Obama has learned the lesson from his first term, when he threw all of his weight in order to reach a solution to the Israeli-Palestinian conflict and sent George Mitchell to the Middle East. But a year and a half later, despite the many attempts and good intentions, the envoy reported that the sides were refusing to budge, turned in his keys and retired.
Obama took it personally: He wanted to justify the Nobel Peace Prize he was awarded as an advance at the beginning of his term, but the Middle East was not understanding of his situation. The American president did not conceal his disappointment from Netanyahu and Abbas and turned his back on them – until Secretary of State Kerry arrived and jumpstarted the peace negotiations.
But therein lies the problem: If Obama will continue to be absent/present during the current talks as well, the chances that Kerry will succeed are slim. The Middle East likes dramas and understands very well the language of force and power. Therefore, both sides need to feel the wings of the president spread above them. Otherwise, they will quickly get back to doing what they've done over the years: Drag their feet.

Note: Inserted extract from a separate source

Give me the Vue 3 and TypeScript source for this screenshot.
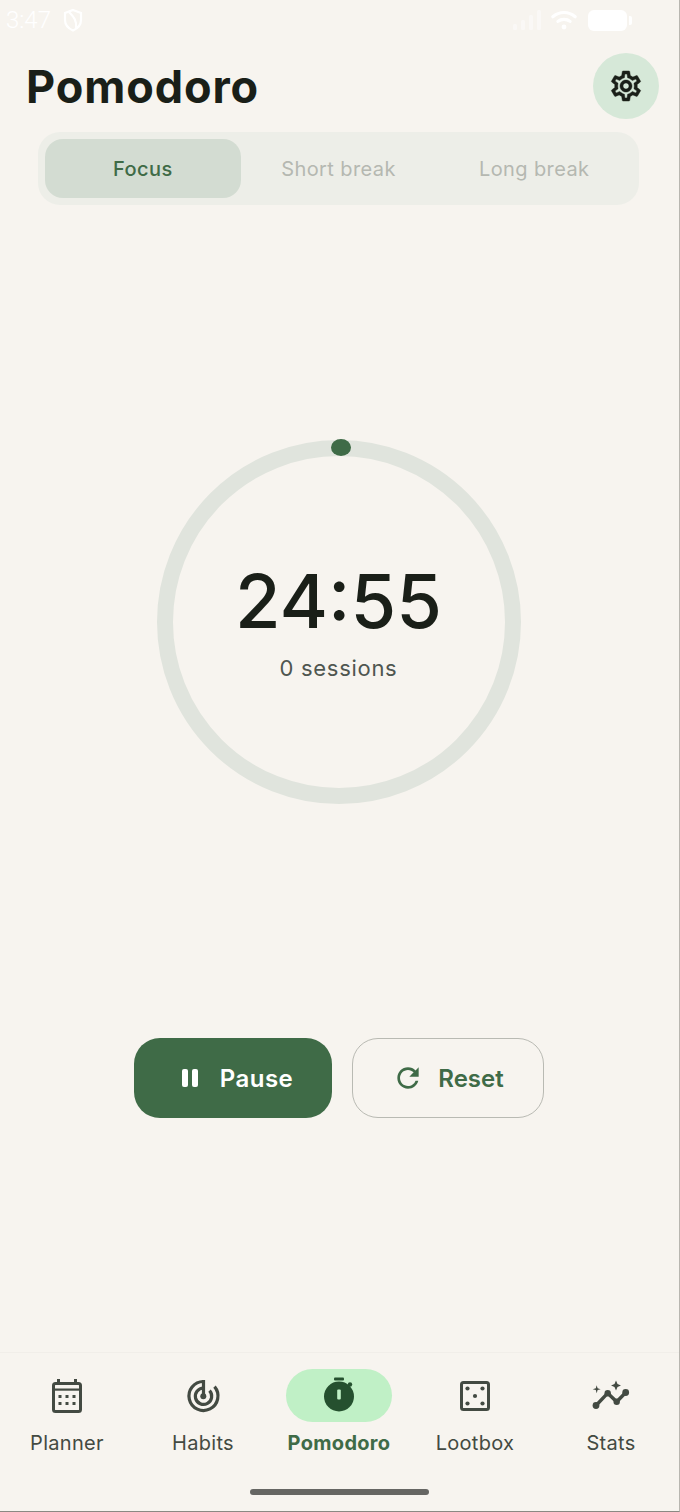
<script setup lang="ts">
import { ref } from 'vue'

const tabs = ['Focus', 'Short break', 'Long break']
const activeTab = ref('Focus')
const activeNav = ref('Pomodoro')
const navItems = ['Planner', 'Habits', 'Pomodoro', 'Lootbox', 'Stats']
</script>

<template>
  <div class="screen">
    <div class="status">
      <span class="time">3:47</span>
      <svg class="shield" width="22" height="24" viewBox="0 0 22 24" fill="none" stroke="#fff" stroke-width="2.2">
        <path d="M11 2 L19 5 V12 C19 17 15.5 20.5 11 22.5 C6.5 20.5 3 17 3 12 V5 Z" />
        <path d="M7 4 C12 9 15 13 14 20" />
      </svg>
      <span class="grow"></span>
      <svg width="30" height="22" viewBox="0 0 30 22" fill="#fff" opacity="0.45">
        <rect x="1" y="15" width="4" height="6" rx="1.5" />
        <rect x="9" y="11" width="4" height="10" rx="1.5" />
        <rect x="17" y="6" width="4" height="15" rx="1.5" />
        <rect x="25" y="1" width="4" height="20" rx="1.5" />
      </svg>
      <svg class="wifi" width="28" height="22" viewBox="0 0 30 22" fill="none" stroke="#fff" stroke-width="3.4" stroke-linecap="round">
        <path d="M3 7.5 C10 1.5 20 1.5 27 7.5" />
        <path d="M8.5 12.5 C12 9.5 18 9.5 21.5 12.5" />
        <circle cx="15" cy="18.5" r="2.6" fill="#fff" stroke="none" />
      </svg>
      <div class="battery"></div>
      <div class="battery-tip"></div>
    </div>

    <header class="top">
      <h1>Pomodoro</h1>
      <button class="gear">
        <svg width="36" height="36" viewBox="0 0 24 24" fill="#1a1f18" stroke="#1a1f18" stroke-width="0.3">
          <path d="M19.43 12.98c.04-.32.07-.64.07-.98 0-.34-.03-.66-.07-.98l2.11-1.65c.19-.15.24-.42.12-.64l-2-3.46c-.09-.16-.26-.25-.44-.25-.06 0-.12.01-.17.03l-2.49 1c-.52-.4-1.08-.73-1.69-.98l-.38-2.65C14.46 2.18 14.25 2 14 2h-4c-.25 0-.46.18-.49.42l-.38 2.65c-.61.25-1.17.59-1.69.98l-2.49-1c-.06-.02-.12-.03-.18-.03-.17 0-.34.09-.43.25l-2 3.46c-.13.22-.07.49.12.64l2.11 1.65c-.04.32-.07.65-.07.98 0 .33.03.66.07.98l-2.11 1.65c-.19.15-.24.42-.12.64l2 3.46c.09.16.26.25.44.25.06 0 .12-.01.17-.03l2.49-1c.52.4 1.08.73 1.69.98l.38 2.65c.03.24.24.42.49.42h4c.25 0 .46-.18.49-.42l.38-2.65c.61-.25 1.17-.59 1.69-.98l2.49 1c.06.02.12.03.18.03.17 0 .34-.09.43-.25l2-3.46c.12-.22.07-.49-.12-.64l-2.11-1.65zm-1.98-1.71c.04.31.05.52.05.73 0 .21-.02.43-.05.73l-.14 1.13.89.7 1.08.84-.7 1.21-1.27-.51-1.04-.42-.9.68c-.43.32-.84.56-1.25.73l-1.06.43-.16 1.13-.2 1.35h-1.4l-.19-1.35-.16-1.13-1.06-.43c-.43-.18-.83-.41-1.23-.71l-.91-.7-1.06.43-1.27.51-.7-1.21 1.08-.84.89-.7-.14-1.13c-.03-.31-.05-.54-.05-.74s.02-.43.05-.73l.14-1.13-.89-.7-1.08-.84.7-1.21 1.27.51 1.04.42.9-.68c.43-.32.84-.56 1.25-.73l1.06-.43.16-1.13.2-1.35h1.39l.19 1.35.16 1.13 1.06.43c.43.18.83.41 1.23.71l.91.7 1.06-.43 1.27-.51.7 1.21-1.07.85-.89.7.14 1.13zM12 8c-2.21 0-4 1.79-4 4s1.79 4 4 4 4-1.79 4-4-1.79-4-4-4zm0 6c-1.1 0-2-.9-2-2s.9-2 2-2 2 .9 2 2-.9 2-2 2z" />
        </svg>
      </button>
    </header>

    <div class="tabs">
      <div v-for="t in tabs" :key="t" class="tab" :class="{ on: t === activeTab }">{{ t }}</div>
    </div>

    <div class="timer-area">
      <div class="ring">
        <span class="dot"></span>
        <div class="clock">24:55</div>
        <div class="sessions">0 sessions</div>
      </div>
    </div>

    <div class="actions">
      <button class="btn pause">
        <svg width="20" height="20" viewBox="0 0 20 20" fill="#fff">
          <rect x="2" y="1" width="6" height="18" rx="2" />
          <rect x="12" y="1" width="6" height="18" rx="2" />
        </svg>
        Pause
      </button>
      <button class="btn reset">
        <svg width="32" height="32" viewBox="0 0 24 24" fill="#3f6b47">
          <path d="M17.65 6.35C16.2 4.9 14.21 4 12 4c-4.42 0-7.99 3.58-7.99 8s3.57 8 7.99 8c3.73 0 6.84-2.55 7.73-6h-2.08c-.82 2.33-3.04 4-5.65 4-3.31 0-6-2.69-6-6s2.69-6 6-6c1.66 0 3.14.69 4.22 1.78L13 11h7V4l-2.35 2.35z" />
        </svg>
        Reset
      </button>
    </div>

    <nav class="nav">
      <div v-for="n in navItems" :key="n" class="nav-item" :class="{ on: n === activeNav }">
        <div class="nav-icon">
          <svg v-if="n === 'Planner'" width="36" height="36" viewBox="0 0 36 36" fill="none">
            <rect x="4.5" y="5.5" width="27" height="28" rx="2" stroke="#434a42" stroke-width="3" />
            <rect x="4.5" y="10.5" width="27" height="2.2" fill="#434a42" />
            <rect x="8" y="1" width="3" height="5" fill="#434a42" />
            <rect x="25" y="1" width="3" height="5" fill="#434a42" />
            <g fill="#434a42">
              <rect x="9.5" y="17" width="3" height="3" /><rect x="16.5" y="17" width="3" height="3" /><rect x="23.5" y="17" width="3" height="3" />
              <rect x="9.5" y="24" width="3" height="3" /><rect x="16.5" y="24" width="3" height="3" /><rect x="23.5" y="24" width="3" height="3" />
            </g>
          </svg>
          <svg v-else-if="n === 'Habits'" width="36" height="36" viewBox="0 0 36 36" fill="none" stroke="#434a42" stroke-width="3.2">
            <path d="M18.5 3.5 A14.5 14.5 0 1 0 29.5 8.6" />
            <path d="M18.5 10 A8.2 8.2 0 1 0 24.5 12.6" />
            <path d="M18.5 2 V18" />
            <circle cx="18.3" cy="18.3" r="3" fill="#434a42" stroke="none" />
          </svg>
          <svg v-else-if="n === 'Pomodoro'" width="36" height="38" viewBox="0 0 36 38">
            <rect x="13" y="0.5" width="10" height="3" rx="1" fill="#25502f" />
            <circle cx="18" cy="19.5" r="15" fill="#25502f" />
            <circle cx="29" cy="7.5" r="2.2" fill="#25502f" />
            <rect x="16.2" y="12.5" width="3.6" height="10" rx="1" fill="#c0f0c6" />
          </svg>
          <svg v-else-if="n === 'Lootbox'" width="36" height="36" viewBox="0 0 36 36" fill="none">
            <rect x="4.5" y="4.5" width="27" height="27" rx="2" stroke="#434a42" stroke-width="3" />
            <g fill="#434a42">
              <circle cx="10.5" cy="10.5" r="2.1" /><circle cx="25.5" cy="10.5" r="2.1" /><circle cx="18" cy="18" r="2.1" />
              <circle cx="10.5" cy="25.5" r="2.1" /><circle cx="25.5" cy="25.5" r="2.1" />
            </g>
          </svg>
          <svg v-else width="38" height="36" viewBox="0 0 38 36" fill="none">
            <path d="M4 27.5 L15.7 15.2 L24.7 23.8 L33.7 14.5" stroke="#434a42" stroke-width="3.4" />
            <g fill="#434a42">
              <circle cx="4" cy="27.5" r="3.4" /><circle cx="15.7" cy="15.2" r="3.2" /><circle cx="24.7" cy="23.8" r="3.2" /><circle cx="33.7" cy="14.5" r="3.4" />
              <path d="M24 2.5 l1.5 3.5 l3.5 1.5 l-3.5 1.5 l-1.5 3.5 l-1.5 -3.5 l-3.5 -1.5 l3.5 -1.5 z" />
              <path d="M4.7 7.2 l.9 3.1 l3.1 .9 l-3.1 .9 l-.9 3.1 l-.9 -3.1 l-3.1 -.9 l3.1 -.9 z" />
            </g>
          </svg>
        </div>
        <span class="nav-label">{{ n }}</span>
      </div>
    </nav>

    <div class="home"></div>
  </div>
</template>

<style>
html, body { margin: 0; background: #f7f4ef; }
</style>

<style scoped>
.screen {
  width: 680px;
  height: 1512px;
  box-sizing: border-box;
  background: #f7f4ef;
  display: flex;
  flex-direction: column;
  font-family: "Inter", "Noto Sans", sans-serif;
  border-bottom: 1px solid #8b8983;
  border-right: 1px solid #b8b6b0;
  overflow: hidden;
}

.status {
  height: 40px;
  flex: none;
  display: flex;
  align-items: center;
  padding: 0 47px 0 6px;
  color: #fff;
}
.time { font-size: 24px; font-family: "Roboto", sans-serif; font-weight: 300; }
.shield { margin-left: 11px; }
.grow { flex: 1; }
.wifi { margin-left: 8px; }
.battery { width: 39px; height: 21px; background: #fff; border-radius: 6px; margin-left: 10px; }
.battery-tip { width: 3px; height: 9px; background: #fff; border-radius: 0 2px 2px 0; margin-left: 2px; }

.top {
  height: 92px;
  flex: none;
  display: flex;
  align-items: center;
  justify-content: space-between;
  padding: 0 20px 0 26px;
}
h1 {
  margin: 0;
  font-size: 45px;
  font-weight: 700;
  color: #1a1f18;
  letter-spacing: 0.9px;
}
.gear {
  width: 66px;
  height: 66px;
  border: 0;
  padding: 0;
  border-radius: 50%;
  background: #d6e8d8;
  display: flex;
  align-items: center;
  justify-content: center;
}

.tabs {
  width: 601px;
  height: 73px;
  flex: none;
  box-sizing: border-box;
  margin-left: 38px;
  padding: 7px;
  display: flex;
  background: #edeee8;
  border-radius: 22px;
}
.tab {
  flex: 1;
  display: flex;
  align-items: center;
  justify-content: center;
  font-size: 20px;
  color: #b5b8b1;
  letter-spacing: 0.4px;
  border-radius: 18px;
}
.tab.on {
  background: #d3dcd2;
  color: #3f6b47;
  font-weight: 500;
}

.timer-area {
  height: 833px;
  flex: none;
  display: flex;
  justify-content: center;
  align-items: flex-start;
  padding-top: 235px;
  box-sizing: border-box;
}
.ring {
  width: 364px;
  height: 364px;
  box-sizing: border-box;
  border: 16px solid #e0e4dd;
  border-radius: 50%;
  position: relative;
  display: flex;
  flex-direction: column;
  align-items: center;
  color: #1a1f18;
  margin-right: 2px;
}
.dot {
  position: absolute;
  top: -17px;
  left: 158px;
  width: 20px;
  height: 17px;
  background: #3f6b47;
  border-radius: 50%;
}
.clock {
  margin-top: 108px;
  font-size: 74px;
  line-height: 74px;
  font-weight: 500;
}
.sessions {
  margin-top: 17px;
  font-size: 22px;
  color: #4f5650;
  letter-spacing: 0.7px;
}

.actions {
  flex: none;
  margin-left: 134px;
  display: flex;
  gap: 20px;
}
.btn {
  height: 80px;
  box-sizing: border-box;
  border-radius: 26px;
  display: flex;
  align-items: center;
  justify-content: center;
  font-family: inherit;
  font-size: 24px;
  font-weight: 600;
}
.pause {
  width: 198px;
  gap: 20px;
  padding: 0 0 0 7px;
  background: #3f6b47;
  color: #fff;
  border: 0;
  letter-spacing: 0.5px;
}
.reset {
  width: 192px;
  gap: 14px;
  background: transparent;
  color: #3f6b47;
  border: 1.5px solid #b9bab3;
}

.nav {
  margin-top: auto;
  margin-left: -1px;
  display: flex;
  height: 108px;
  flex: none;
  padding-top: 16px;
  box-sizing: border-box;
  border-top: 1px solid #f1eee9;
}
.nav-item {
  width: 136px;
  display: flex;
  flex-direction: column;
  align-items: center;
}
.nav-icon {
  width: 106px;
  height: 53px;
  border-radius: 27px;
  display: flex;
  align-items: center;
  justify-content: center;
}
.nav-item.on .nav-icon { background: #c0f0c6; }
.nav-label {
  margin-top: 9px;
  font-size: 20px;
  color: #434a42;
  letter-spacing: 0.3px;
}
.nav-item.on .nav-label { color: #3f6b47; font-weight: 700; }

.home {
  flex: none;
  width: 179px;
  height: 6px;
  margin: 29px 0 16px 250px;
  border-radius: 3px;
  background: #666663;
}
</style>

For a peace agreement to be reached, Obama will eventually have to jump in the water and take on the role of lead actor in this play, because Kerry, with all his good intentions, will not be able to. Obama will either serve as a sponsor for the talks or let Kerry wait alone for the arrival of spring. If the process ends without an agreement, Obama will become indifferent to the Middle East.
The American president considers this to be the last chance during his watch: Peace now and a ceremony on the White House lawn, or the Israelis and Palestinians will have to do it on their own.